Thomas grew up in the South and he endured much racism. He graduated from Yale when American society was still adjusting to ideas of equal opportunity mandated by new Civil Rights laws. No rational adult expected an instant change in values.  So Thomas acted irrationally when he bitterly blamed affirmative action and not racism for his sparse employment opportunities.

Thomas does not talk much about the value of the education he received at Yale. Instead, he complains that Yale’s diploma failed to make him the equal of his pale-skinned classmates.  This suggests he had unrealistic expectation about the power a Yale diploma had to neutralize racism.  

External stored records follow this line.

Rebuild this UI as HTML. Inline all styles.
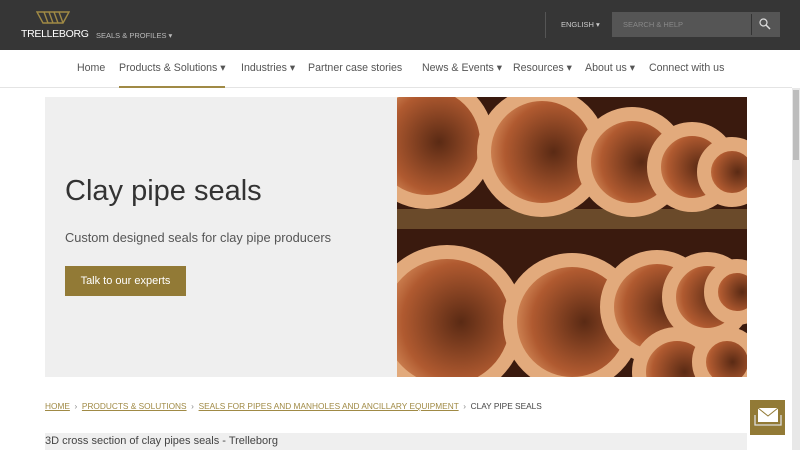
<!DOCTYPE html>
<html><head><style>
*{margin:0;padding:0;box-sizing:border-box}
body{width:800px;height:450px;overflow:hidden;background:#fff;font-family:"Liberation Sans",sans-serif;position:relative}
.top{position:absolute;left:0;top:0;width:800px;height:50px;background:#363636}
.nav{position:absolute;top:50px;left:0;width:792px;height:38px;border-bottom:1px solid #e4e4e4}
.nav span{position:absolute;top:12px;font-size:10.6px;color:#555;white-space:nowrap}
.sb{position:absolute;right:0;top:88px;width:8px;height:362px;background:#e8e8e8}
.sb i{position:absolute;left:1px;top:2px;width:6px;height:70px;background:#bdbdbd}
</style></head><body>
<div class="top">
<svg style="position:absolute;left:36px;top:11px" width="34" height="13" viewBox="0 0 34 13"><path d="M1 1H33L27 12H7Z M8 1l4 11M13 1l4 11M18 1l4 11M23 1l4 11" stroke="#a08a45" stroke-width="1.4" fill="none"/></svg>
<div style="position:absolute;left:21px;top:28px;color:#fff;font-size:10.5px;letter-spacing:-0.3px">TRELLEBORG</div>
<div style="position:absolute;left:96px;top:31px;color:#bbb;font-size:7.5px;white-space:nowrap">SEALS &amp; PROFILES ▾</div>
<div style="position:absolute;left:545px;top:12px;width:1px;height:26px;background:#555"></div>
<div style="position:absolute;left:561px;top:20px;color:#ccc;font-size:7.5px">ENGLISH ▾</div>
<div style="position:absolute;left:612px;top:12px;width:168px;height:25px;background:#555"></div>
<div style="position:absolute;left:623px;top:20px;color:#888;font-size:7.5px">SEARCH &amp; HELP</div>
<div style="position:absolute;left:751px;top:14px;width:1px;height:21px;background:#333"></div>
<svg style="position:absolute;left:759px;top:18px" width="12" height="12"><circle cx="4.5" cy="4.5" r="3.5" stroke="#ddd" fill="none" stroke-width="1.2"/><path d="M7 7l4 4" stroke="#ddd" stroke-width="1.5"/></svg>
</div>
<div class="nav">
<span style="left:77px">Home</span>
<span style="left:119px">Products &amp; Solutions ▾</span>
<div style="position:absolute;left:119px;top:36px;width:106px;height:2px;background:#a08a45"></div>
<span style="left:241px">Industries ▾</span>
<span style="left:308px">Partner case stories</span>
<span style="left:422px">News &amp; Events ▾</span>
<span style="left:513px">Resources ▾</span>
<span style="left:585px">About us ▾</span>
<span style="left:649px">Connect with us</span>
</div>
<div style="position:absolute;left:45px;top:97px;width:352px;height:280px;background:#efefef"></div>
<div style="position:absolute;left:65px;top:175px;font-size:29px;color:#333">Clay pipe seals</div>
<div style="position:absolute;left:65px;top:230px;font-size:12.8px;color:#555;white-space:nowrap">Custom designed seals for clay pipe producers</div>
<div style="position:absolute;left:65px;top:266px;width:121px;height:30px;background:#927a36;color:#fff;font-size:11px;text-align:center;line-height:30px">Talk to our experts</div>
<svg style="position:absolute;left:397px;top:97px" width="350" height="280" viewBox="0 0 350 280">
<defs><radialGradient id="g" cx="0.6" cy="0.5" r="0.6"><stop offset="0" stop-color="#5a2a14"/><stop offset="0.7" stop-color="#b05a30"/><stop offset="1" stop-color="#d8905e"/></radialGradient></defs>
<rect width="350" height="280" fill="#3a1a0e"/>
<rect y="112" width="350" height="20" fill="#6a4a2a"/>
<g stroke="#e2aa7c" stroke-width="14" fill="url(#g)">
<circle cx="30" cy="45" r="60"/><circle cx="145" cy="55" r="58"/><circle cx="235" cy="65" r="48"/><circle cx="295" cy="70" r="38"/><circle cx="335" cy="75" r="28"/>
<circle cx="50" cy="225" r="70"/><circle cx="175" cy="225" r="62"/><circle cx="260" cy="210" r="50"/><circle cx="310" cy="200" r="38"/><circle cx="340" cy="195" r="26"/>
<circle cx="280" cy="275" r="38"/><circle cx="330" cy="265" r="28"/>
</g></svg>
<div style="position:absolute;left:45px;top:401px;font-size:8.3px;color:#a08a45;white-space:nowrap"><u>HOME</u> <span style="color:#888">&nbsp;›&nbsp;</span> <u>PRODUCTS &amp; SOLUTIONS</u> <span style="color:#888">&nbsp;›&nbsp;</span> <u>SEALS FOR PIPES AND MANHOLES AND ANCILLARY EQUIPMENT</u> <span style="color:#888">&nbsp;›&nbsp;</span> <span style="color:#444">CLAY PIPE SEALS</span></div>
<div style="position:absolute;left:45px;top:433px;width:702px;height:17px;background:#efefef;font-size:11px;color:#444;padding-top:2px">3D cross section of clay pipes seals - Trelleborg</div>
<div style="position:absolute;left:750px;top:400px;width:35px;height:35px;background:#927a36"></div>
<svg style="position:absolute;left:754px;top:406px" width="28" height="24"><rect x="4" y="2" width="20" height="14" fill="#fff"/><path d="M4 2l10 8 10-8" stroke="#927a36" fill="none"/><path d="M1 9v10h26V9" stroke="#ddd" fill="none" stroke-width="1.3"/></svg>
<div class="sb"><i></i></div>
</body></html>
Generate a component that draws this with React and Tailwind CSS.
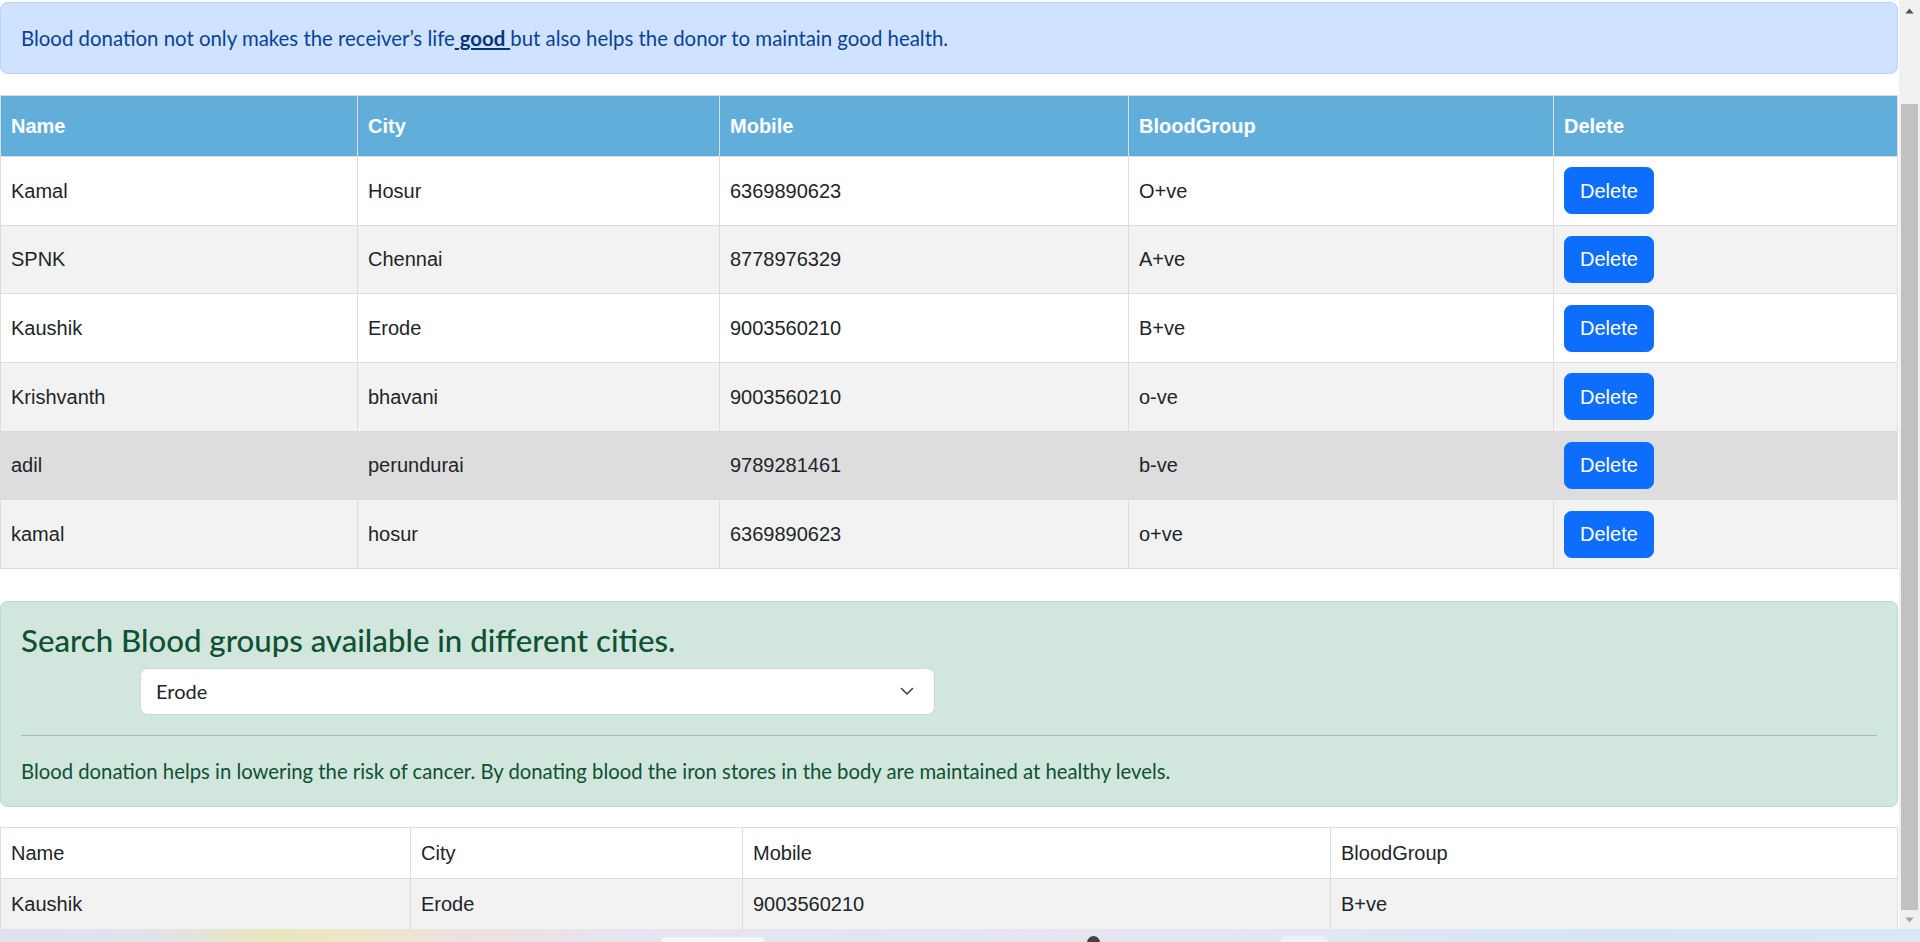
import React from "react";

const donors = [
  { name: "Kamal", city: "Hosur", mobile: "6369890623", group: "O+ve", bg: "bg-white" },
  { name: "SPNK", city: "Chennai", mobile: "8778976329", group: "A+ve", bg: "bg-[#f2f2f2]" },
  { name: "Kaushik", city: "Erode", mobile: "9003560210", group: "B+ve", bg: "bg-white" },
  { name: "Krishvanth", city: "bhavani", mobile: "9003560210", group: "o-ve", bg: "bg-[#f2f2f2]" },
  { name: "adil", city: "perundurai", mobile: "9789281461", group: "b-ve", bg: "bg-[#dddddd]" },
  { name: "kamal", city: "hosur", mobile: "6369890623", group: "o+ve", bg: "bg-[#f2f2f2]" },
];

const uiFont = { fontFamily: "Lato, 'Noto Sans', sans-serif" };
const arial = { fontFamily: "'Liberation Sans', Arial, sans-serif" };

function Scrollbar() {
  return (
    <div className="w-[21px] h-full bg-[#f1f1f1] flex flex-col shrink-0">
      <div className="h-[21px] flex items-center justify-center">
        <svg width="9" height="6" viewBox="0 0 9 6">
          <path d="M0.5 5.5 L4.5 0.5 L8.5 5.5 Z" fill="#505050" />
        </svg>
      </div>
      <div className="mt-[83px] h-[806px] mx-[2px] bg-[#c1c1c1]" />
      <div className="flex-1 flex items-center justify-center">
        <svg width="9" height="6" viewBox="0 0 9 6">
          <path d="M0.5 0.5 L4.5 5.5 L8.5 0.5 Z" fill="#a3a3a3" />
        </svg>
      </div>
    </div>
  );
}

function Taskbar() {
  return (
    <div className="relative h-[13px] w-full bg-[linear-gradient(90deg,#dfe2f0_0%,#e2e3ea_8%,#e8e7bd_14%,#ece7c6_18%,#efe0df_24%,#e6e4ee_32%,#e2e5f1_45%,#e6e4ef_55%,#e0e6f2_70%,#d6e6f4_85%,#d9e8f5_100%)]">
      <div className="absolute left-[661px] top-[8px] w-[104px] h-[8px] rounded-t-[5px] bg-[#f7f7fa]" />
      <div className="absolute left-[1087px] top-[7px] w-[13px] h-[8px] rounded-t-full bg-[#4a4040]" />
      <div className="absolute left-[1280px] top-[7px] w-[48px] h-[8px] rounded-t-[5px] bg-[#eef2f8]" />
    </div>
  );
}

export default function App() {
  return (
    <div className="w-[1920px] h-[942px] overflow-hidden flex flex-col bg-white">
      <div className="flex h-[929px]">
        <main className="w-[1899px] pr-[1px] shrink-0">
          <div
            className="mt-[2px] mb-[21px] border border-[#b6d4fe] bg-[#cfe2ff] text-[#084298] rounded-[7.5px] p-[20px] text-[20.4px] leading-[30px]"
            style={uiFont}
          >
            Blood donation not only makes the receiver’s life
            <a className="font-bold underline text-[#06357a]"> good </a>
            but also helps the donor to maintain good health.
          </div>

          <table className="w-full border-collapse text-[20px] leading-[30px] text-[#212529]" style={arial}>
            <colgroup>
              <col className="w-[357px]" />
              <col className="w-[362px]" />
              <col className="w-[409px]" />
              <col className="w-[425px]" />
              <col />
            </colgroup>
            <thead>
              <tr className="bg-[#62aedb] text-white">
                {["Name", "City", "Mobile", "BloodGroup", "Delete"].map((h) => (
                  <th key={h} className="border border-[#dddddd] pt-[15px] pb-[15px] px-[10px] text-left font-bold">
                    {h}
                  </th>
                ))}
              </tr>
            </thead>
            <tbody>
              {donors.map((d) => (
                <tr key={d.name} className={d.bg}>
                  {[d.name, d.city, d.mobile, d.group].map((v, i) => (
                    <td key={i} className="border border-[#dddddd] p-[10px]">
                      <div className="h-[47.67px] flex items-center">{v}</div>
                    </td>
                  ))}
                  <td className="border border-[#dddddd] p-[10px]">
                    <div className="h-[47.67px] flex items-center">
                      <button className="h-[47px] px-[15px] rounded-[7.5px] bg-[#0d6efd] border border-[#0d6efd] text-white text-[20px] leading-[30px]">
                        Delete
                      </button>
                    </div>
                  </td>
                </tr>
              ))}
            </tbody>
          </table>

          <div
            className="mt-[32px] mb-[20px] border border-[#badbcc] bg-[#d1e7dd] text-[#0f5132] rounded-[7.5px] p-[20px]"
            style={uiFont}
          >
            <h4 className="text-[31.2px] leading-[36px] font-medium mb-[10px]">
              Search Blood groups available in different cities.
            </h4>
            <div className="ml-[119px] w-[795px] h-[47px] bg-white border border-[#ced4da] rounded-[7.5px] pl-[15px] pr-[20px] flex items-center justify-between text-[20px] text-[#212529]">
              <span>Erode</span>
              <svg width="14" height="10" viewBox="0 0 14 10" fill="none">
                <path d="M1.5 2.5 L7 8 L12.5 2.5" stroke="#343a40" strokeWidth="1.5" strokeLinecap="round" strokeLinejoin="round" />
              </svg>
            </div>
            <hr className="my-[20px] border-t border-[#0f5132]/25" />
            <p className="text-[20.3px] leading-[30px]">
              Blood donation helps in lowering the risk of cancer. By donating blood the iron stores in the body are maintained at healthy levels.
            </p>
          </div>

          <table className="w-full border-collapse text-[20px] leading-[30px] text-[#212529]" style={arial}>
            <colgroup>
              <col className="w-[410px]" />
              <col className="w-[332px]" />
              <col className="w-[588px]" />
              <col />
            </colgroup>
            <tbody>
              <tr className="bg-white">
                {["Name", "City", "Mobile", "BloodGroup"].map((h) => (
                  <td key={h} className="border border-[#dddddd] p-[10px]">{h}</td>
                ))}
              </tr>
              <tr className="bg-[#f2f2f2]">
                {["Kaushik", "Erode", "9003560210", "B+ve"].map((h) => (
                  <td key={h} className="border border-[#dddddd] p-[10px]">{h}</td>
                ))}
              </tr>
            </tbody>
          </table>
        </main>
        <Scrollbar />
      </div>
      <Taskbar />
    </div>
  );
}
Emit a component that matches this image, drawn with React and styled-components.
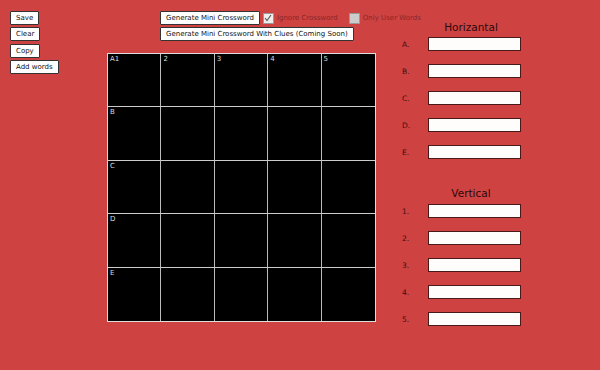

Thomas couldn’t allow himself to believe that it was racial prejudice against his skin color that stopped law firms from hiring him. In fairness to those law firms, maybe Thomas had personality traits that made him incompatible for the positions he sought.

Tax and antitrust law was the area of law Thomas chose for a specialty at Yale.  Reportedly, he did not want to practice civil rights law. The tax and antitrust legal area was very constricted by racial considerations. Few corporations employed people labeled black in management positions. They probably would resist taking legal advice about antitrust law from a lawyer labeled black.  Thomas should have chosen this specialty understanding that he did so as a trailblazer against racism. Instead, he seemed oblivious to social realities.

The man who hated affirmative action programs so much still used themto help his career. In addition, he was a lawyer who firmly resisted practicing civil rights law, but he readily accepted President Regan’s appointment as assistant secretary for civil rights in the Department of Education. Later, he accepted promotion as director of the Equal Employment Opportunity Commission (EEOC). Both assignments were clearly affirmative action selections given his lack of experience in civil rights law.

As EEOC director, Thomas directed the federal government’s legal fight to end workplace discrimination. However, he changed EEOC policy in ways that dramatically weakened federal enforcement. Among other things, he ended government class action lawsuits based on statistical evidence of discriminatory effects. He destroyed direct federal government support for those of us fighting racial discrimination in jobs we qualified for without affirmative action aid.

I say we to complete my ethical duty as a writer to report my involvement with some Thomas EEOC changes. The local EEOC office told me that my evidence of workplace discrimination normally qualified as a case for a federal government lawsuit against my employer.  However, Clarence Thomas changed the policy so that EEOC could only certify that I had cause to file a personal lawsuit against my employer, one of the world’s biggest corporations. I learned the name Clarence Thomas for the first time that day and I never forgot it.

Thomas is not in my group of favorite people. Nevertheless, I understand that it was Reagan Administration policy to weaken the federal government’s fight against workplace racial discrimination. If not Thomas, then it would have been another EEOC director destroying those civil rights advances.

Many people see Clarence Thomas as a man of contradictions. I see him as a person persistently in denial.  He was a student who took many tough courses to prove he was not inferior to his white classmates.  He says that effort was futile. Still, I suspect from his comments that he continues to attack the phantom of affirmative action to prove he is not inferior to white lawyers who will never attain his position of Supreme Court Justice.